Exporting the data from BitOdds
For this example, we will export NBA data for the 2020-21 season. To export the data:
- Open the BitOdds archive.
- Select NBA in the competition dropdown.
- Specify a date range and click Apply.
- Click Download CSV.
Since the 2020-21 NBA season ran from December 2020 to July 2021, we need to make sure the date range covers this period. The archive only allows exporting 1,000 events at a time so we need to perform two exports and then combine the data in Pandas. The date ranges for the exports are:
- December 1, 2020 to March 31, 2021
- April 1, 2021 to July 31, 2021
After downloading the CSV files for this two date ranges you will have two files in your Downloads folder:
-
bitodds_export_NBA_2020-12-01_2021-03-31.csv
-
bitodds_export_NBA_2021-04-01_2021-07-31.csv
Running the code in your browser
To make it easy to execute the code in this article, we have created a git repository containing the CSV files and a Jupyter notebook that you can use to run the analysis and explore the data for yourself.
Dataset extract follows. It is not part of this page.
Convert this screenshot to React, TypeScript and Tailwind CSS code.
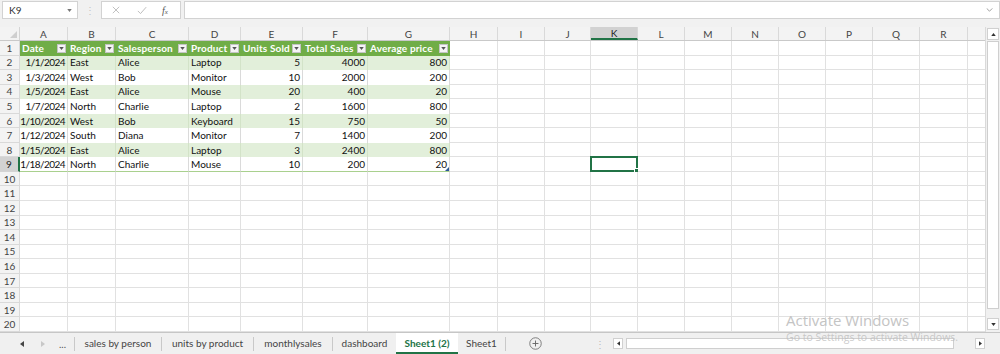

The easiest way to run the notebook is to launch it in Binder with the following link (note it may take a minute to launch):
Running the code on your computer
Installing Python
If you are on Windows you can download the Python installer.
If you are on macOS or Linux you may already have Python 3 installed. You can find out by running
python3
in the terminal. If you don’t have Python 3 installed, you can install it with your system package manager. If you are on macOS we recommend using Homebrew.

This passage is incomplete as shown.